--- START OF Data excerpts ---

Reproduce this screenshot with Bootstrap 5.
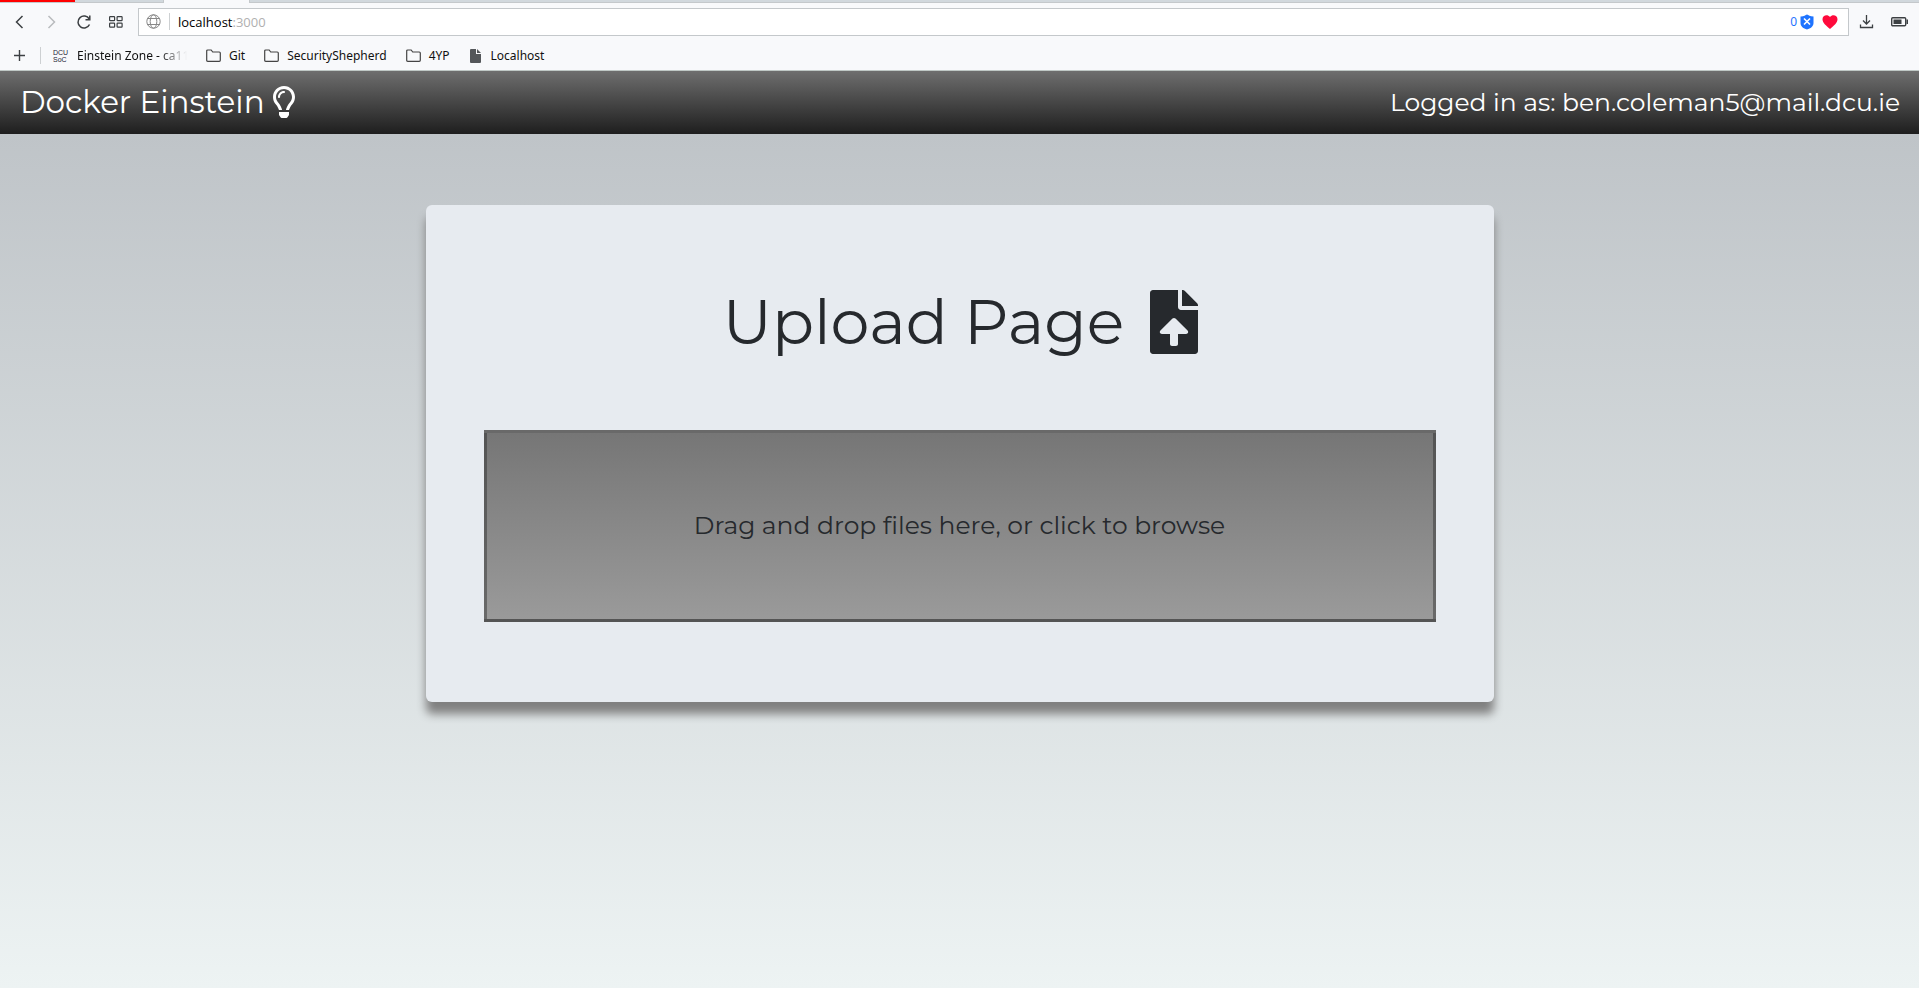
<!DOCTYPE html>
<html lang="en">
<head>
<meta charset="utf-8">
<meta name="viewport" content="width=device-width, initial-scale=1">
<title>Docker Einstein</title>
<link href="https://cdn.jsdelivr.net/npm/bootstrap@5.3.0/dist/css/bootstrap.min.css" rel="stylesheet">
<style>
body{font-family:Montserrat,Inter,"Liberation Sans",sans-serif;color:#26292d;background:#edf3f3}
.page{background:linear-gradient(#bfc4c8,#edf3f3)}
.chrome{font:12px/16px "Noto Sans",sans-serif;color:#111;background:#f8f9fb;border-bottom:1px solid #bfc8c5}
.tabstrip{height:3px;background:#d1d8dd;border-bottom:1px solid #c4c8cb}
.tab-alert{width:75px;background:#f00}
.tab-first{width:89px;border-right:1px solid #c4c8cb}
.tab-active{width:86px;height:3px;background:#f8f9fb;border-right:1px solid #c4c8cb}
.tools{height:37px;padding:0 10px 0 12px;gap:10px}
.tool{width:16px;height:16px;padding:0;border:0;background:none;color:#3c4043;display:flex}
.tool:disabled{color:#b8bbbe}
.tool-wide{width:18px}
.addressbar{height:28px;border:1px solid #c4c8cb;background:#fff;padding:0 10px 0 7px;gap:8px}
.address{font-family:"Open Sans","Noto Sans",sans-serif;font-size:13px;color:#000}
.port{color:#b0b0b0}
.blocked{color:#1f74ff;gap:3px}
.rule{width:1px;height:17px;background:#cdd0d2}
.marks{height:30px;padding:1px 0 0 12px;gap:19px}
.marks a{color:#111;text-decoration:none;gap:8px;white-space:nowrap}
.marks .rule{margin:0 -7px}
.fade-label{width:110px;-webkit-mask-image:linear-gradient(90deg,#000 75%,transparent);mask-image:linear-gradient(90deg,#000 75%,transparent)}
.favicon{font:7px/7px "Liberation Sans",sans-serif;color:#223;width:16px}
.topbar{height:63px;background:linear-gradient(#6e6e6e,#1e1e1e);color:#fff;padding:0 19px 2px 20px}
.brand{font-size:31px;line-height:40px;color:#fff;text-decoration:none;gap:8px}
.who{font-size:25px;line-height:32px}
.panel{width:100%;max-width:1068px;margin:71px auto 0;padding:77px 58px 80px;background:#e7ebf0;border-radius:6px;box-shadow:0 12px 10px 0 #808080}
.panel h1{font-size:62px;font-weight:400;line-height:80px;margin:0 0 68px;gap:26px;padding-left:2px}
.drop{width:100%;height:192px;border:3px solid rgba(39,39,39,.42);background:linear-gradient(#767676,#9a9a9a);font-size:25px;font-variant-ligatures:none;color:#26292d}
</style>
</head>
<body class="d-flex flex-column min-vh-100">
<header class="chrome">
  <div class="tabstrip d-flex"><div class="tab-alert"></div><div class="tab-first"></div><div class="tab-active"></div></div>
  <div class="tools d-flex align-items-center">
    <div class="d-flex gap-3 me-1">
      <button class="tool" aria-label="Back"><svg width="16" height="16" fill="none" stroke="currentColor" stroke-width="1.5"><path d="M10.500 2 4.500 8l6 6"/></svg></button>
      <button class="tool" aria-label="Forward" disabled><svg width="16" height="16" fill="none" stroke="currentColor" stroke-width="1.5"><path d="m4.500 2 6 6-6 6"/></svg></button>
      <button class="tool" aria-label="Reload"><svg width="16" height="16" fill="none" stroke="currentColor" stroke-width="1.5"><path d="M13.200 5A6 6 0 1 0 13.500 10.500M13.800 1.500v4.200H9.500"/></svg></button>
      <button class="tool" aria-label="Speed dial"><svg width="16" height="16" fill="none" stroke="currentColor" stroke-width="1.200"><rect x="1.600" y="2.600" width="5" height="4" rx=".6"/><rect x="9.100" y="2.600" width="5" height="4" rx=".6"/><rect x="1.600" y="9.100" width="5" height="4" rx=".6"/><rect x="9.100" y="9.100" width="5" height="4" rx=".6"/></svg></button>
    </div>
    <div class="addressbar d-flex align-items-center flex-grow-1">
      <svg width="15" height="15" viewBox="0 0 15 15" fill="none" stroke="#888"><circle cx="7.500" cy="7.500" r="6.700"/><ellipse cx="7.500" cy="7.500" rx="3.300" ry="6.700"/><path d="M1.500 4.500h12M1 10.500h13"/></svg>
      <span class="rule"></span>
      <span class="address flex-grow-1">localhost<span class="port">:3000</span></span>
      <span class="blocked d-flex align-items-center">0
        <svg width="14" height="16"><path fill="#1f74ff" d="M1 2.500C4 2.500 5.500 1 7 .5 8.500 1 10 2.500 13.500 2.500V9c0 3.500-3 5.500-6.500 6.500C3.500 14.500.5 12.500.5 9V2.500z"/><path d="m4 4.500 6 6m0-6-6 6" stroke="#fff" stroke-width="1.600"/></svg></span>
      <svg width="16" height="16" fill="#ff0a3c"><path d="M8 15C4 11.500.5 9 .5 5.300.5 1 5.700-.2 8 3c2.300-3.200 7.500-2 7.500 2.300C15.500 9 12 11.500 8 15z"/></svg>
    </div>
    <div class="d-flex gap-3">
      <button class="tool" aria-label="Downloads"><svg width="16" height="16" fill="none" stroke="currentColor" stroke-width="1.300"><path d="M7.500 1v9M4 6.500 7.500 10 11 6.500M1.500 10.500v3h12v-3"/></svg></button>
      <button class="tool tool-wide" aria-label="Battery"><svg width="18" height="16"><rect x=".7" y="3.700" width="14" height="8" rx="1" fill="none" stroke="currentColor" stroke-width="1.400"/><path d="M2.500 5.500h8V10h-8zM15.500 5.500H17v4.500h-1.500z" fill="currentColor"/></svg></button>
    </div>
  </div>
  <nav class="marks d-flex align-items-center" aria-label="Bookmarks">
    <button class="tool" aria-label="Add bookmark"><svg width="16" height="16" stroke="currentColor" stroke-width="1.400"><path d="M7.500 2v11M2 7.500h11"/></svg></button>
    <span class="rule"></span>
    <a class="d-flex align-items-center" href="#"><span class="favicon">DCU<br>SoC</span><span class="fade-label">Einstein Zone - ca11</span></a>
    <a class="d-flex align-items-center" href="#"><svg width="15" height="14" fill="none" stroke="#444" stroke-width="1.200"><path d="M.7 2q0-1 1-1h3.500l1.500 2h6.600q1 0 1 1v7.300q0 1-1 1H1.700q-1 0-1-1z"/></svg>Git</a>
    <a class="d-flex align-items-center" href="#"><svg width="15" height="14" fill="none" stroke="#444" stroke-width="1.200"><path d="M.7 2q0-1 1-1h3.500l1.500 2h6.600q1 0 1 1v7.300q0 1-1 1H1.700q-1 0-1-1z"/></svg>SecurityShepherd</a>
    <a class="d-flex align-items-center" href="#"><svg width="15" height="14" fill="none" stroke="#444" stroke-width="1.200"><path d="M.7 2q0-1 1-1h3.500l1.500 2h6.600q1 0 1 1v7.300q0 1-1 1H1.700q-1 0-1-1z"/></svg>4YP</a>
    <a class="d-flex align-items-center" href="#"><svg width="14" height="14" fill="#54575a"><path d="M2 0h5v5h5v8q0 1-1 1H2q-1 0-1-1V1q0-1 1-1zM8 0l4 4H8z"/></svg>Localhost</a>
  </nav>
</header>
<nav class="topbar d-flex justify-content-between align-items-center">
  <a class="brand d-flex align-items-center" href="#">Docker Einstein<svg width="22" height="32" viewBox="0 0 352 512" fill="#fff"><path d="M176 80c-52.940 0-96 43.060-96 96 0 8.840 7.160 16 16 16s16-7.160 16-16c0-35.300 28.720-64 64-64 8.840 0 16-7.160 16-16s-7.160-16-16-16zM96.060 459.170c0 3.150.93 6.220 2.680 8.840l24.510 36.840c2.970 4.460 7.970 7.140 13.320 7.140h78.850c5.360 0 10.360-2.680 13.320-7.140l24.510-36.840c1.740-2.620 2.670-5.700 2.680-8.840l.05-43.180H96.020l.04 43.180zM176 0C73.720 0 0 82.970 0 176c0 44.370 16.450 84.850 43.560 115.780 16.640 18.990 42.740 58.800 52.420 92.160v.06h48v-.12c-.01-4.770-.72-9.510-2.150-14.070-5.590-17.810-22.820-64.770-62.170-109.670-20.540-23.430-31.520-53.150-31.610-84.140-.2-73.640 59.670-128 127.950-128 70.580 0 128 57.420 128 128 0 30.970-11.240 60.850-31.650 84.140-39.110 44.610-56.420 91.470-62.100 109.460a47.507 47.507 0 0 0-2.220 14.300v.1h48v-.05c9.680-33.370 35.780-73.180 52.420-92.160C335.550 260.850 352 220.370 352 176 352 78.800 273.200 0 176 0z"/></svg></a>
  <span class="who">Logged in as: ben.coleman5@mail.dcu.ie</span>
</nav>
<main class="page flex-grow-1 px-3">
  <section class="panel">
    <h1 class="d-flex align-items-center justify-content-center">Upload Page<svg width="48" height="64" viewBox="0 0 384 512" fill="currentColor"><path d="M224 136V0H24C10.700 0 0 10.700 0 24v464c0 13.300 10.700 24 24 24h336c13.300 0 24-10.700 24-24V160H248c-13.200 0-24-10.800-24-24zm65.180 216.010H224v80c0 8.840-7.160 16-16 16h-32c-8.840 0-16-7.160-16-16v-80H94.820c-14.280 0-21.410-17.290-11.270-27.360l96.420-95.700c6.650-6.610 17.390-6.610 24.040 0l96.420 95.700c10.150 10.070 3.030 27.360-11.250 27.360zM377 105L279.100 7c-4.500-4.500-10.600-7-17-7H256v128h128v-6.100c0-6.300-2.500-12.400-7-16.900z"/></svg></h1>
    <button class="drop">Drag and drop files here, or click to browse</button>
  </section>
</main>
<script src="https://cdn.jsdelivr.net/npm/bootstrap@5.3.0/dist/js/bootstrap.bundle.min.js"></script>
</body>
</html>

--- END OF Data excerpts ---
--- START OF Data excerpts ---

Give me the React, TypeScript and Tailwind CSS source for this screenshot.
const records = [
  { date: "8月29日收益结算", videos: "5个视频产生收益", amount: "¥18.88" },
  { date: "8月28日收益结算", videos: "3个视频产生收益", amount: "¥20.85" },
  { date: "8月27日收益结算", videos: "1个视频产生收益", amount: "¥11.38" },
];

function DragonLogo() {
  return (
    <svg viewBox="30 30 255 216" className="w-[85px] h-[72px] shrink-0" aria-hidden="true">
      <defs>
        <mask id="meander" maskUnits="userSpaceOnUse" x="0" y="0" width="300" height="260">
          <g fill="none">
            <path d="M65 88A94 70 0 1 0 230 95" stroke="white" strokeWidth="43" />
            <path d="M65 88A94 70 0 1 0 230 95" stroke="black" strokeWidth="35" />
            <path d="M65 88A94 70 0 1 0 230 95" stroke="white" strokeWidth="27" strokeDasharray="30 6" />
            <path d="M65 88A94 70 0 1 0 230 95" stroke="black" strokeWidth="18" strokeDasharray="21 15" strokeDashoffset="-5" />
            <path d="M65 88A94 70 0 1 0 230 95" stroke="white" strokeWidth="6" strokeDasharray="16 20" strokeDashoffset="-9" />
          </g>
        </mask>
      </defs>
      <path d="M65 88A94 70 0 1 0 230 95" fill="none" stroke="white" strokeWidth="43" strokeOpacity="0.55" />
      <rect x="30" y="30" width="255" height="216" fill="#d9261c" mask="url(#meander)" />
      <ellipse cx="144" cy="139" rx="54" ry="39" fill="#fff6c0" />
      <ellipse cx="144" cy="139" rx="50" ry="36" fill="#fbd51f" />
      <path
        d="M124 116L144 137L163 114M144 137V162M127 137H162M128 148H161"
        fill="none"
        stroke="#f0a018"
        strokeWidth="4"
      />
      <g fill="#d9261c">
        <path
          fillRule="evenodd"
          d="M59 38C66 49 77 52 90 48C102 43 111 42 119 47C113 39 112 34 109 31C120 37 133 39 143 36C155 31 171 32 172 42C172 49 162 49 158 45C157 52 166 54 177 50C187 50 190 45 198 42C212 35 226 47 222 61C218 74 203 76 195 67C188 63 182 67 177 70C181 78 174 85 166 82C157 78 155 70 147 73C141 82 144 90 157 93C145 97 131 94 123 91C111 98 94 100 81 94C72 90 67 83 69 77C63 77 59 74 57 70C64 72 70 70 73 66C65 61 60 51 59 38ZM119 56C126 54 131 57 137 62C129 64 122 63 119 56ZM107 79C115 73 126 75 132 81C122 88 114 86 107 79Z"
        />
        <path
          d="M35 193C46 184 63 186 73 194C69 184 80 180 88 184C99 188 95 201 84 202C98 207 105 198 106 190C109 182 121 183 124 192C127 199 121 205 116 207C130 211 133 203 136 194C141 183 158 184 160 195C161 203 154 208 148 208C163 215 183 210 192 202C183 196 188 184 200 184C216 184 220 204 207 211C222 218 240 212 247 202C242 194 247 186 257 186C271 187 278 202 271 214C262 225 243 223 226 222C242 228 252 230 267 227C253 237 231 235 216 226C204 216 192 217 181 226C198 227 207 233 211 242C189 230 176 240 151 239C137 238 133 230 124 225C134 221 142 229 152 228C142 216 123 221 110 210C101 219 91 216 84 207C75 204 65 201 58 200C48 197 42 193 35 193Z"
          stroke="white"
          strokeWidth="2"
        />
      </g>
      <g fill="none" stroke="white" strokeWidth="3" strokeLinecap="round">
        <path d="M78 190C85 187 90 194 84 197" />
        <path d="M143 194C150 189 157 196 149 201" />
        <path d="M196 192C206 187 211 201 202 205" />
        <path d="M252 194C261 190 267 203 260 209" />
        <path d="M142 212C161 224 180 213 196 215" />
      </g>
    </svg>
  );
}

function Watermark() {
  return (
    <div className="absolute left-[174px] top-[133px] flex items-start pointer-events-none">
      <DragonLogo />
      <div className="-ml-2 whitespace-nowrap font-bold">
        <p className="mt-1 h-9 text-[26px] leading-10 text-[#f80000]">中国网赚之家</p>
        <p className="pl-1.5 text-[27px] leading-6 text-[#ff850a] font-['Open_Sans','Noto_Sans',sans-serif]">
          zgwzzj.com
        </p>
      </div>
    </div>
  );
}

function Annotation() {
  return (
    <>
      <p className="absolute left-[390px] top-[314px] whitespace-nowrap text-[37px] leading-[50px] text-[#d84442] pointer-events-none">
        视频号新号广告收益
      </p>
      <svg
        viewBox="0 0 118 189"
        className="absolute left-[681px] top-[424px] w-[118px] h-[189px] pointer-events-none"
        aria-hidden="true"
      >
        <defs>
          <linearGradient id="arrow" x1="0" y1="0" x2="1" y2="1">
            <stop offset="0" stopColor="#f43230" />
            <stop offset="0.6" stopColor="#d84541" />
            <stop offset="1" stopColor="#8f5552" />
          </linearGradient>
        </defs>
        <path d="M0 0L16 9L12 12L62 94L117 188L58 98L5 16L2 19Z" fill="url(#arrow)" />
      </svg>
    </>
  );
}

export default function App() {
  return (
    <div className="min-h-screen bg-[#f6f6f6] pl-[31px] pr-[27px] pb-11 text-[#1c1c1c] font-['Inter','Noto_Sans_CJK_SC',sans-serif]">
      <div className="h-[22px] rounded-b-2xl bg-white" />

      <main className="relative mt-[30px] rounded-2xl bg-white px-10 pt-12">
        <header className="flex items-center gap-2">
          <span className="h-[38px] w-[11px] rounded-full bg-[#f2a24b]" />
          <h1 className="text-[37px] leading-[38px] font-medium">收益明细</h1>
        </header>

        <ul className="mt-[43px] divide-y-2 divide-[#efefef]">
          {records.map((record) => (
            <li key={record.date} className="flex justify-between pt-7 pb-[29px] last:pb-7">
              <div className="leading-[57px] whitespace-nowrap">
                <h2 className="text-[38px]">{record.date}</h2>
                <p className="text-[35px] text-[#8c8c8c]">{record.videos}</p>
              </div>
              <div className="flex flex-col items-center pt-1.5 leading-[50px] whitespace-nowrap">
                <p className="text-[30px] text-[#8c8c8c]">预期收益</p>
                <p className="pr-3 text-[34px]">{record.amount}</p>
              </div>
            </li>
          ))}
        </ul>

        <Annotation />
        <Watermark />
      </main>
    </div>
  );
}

--- END OF Data excerpts ---

**Task**
Your task is to collect every line above that contains the word "this".

**Full solution**
Reproduce this screenshot with Bootstrap 5.
Give me the React, TypeScript and Tailwind CSS source for this screenshot.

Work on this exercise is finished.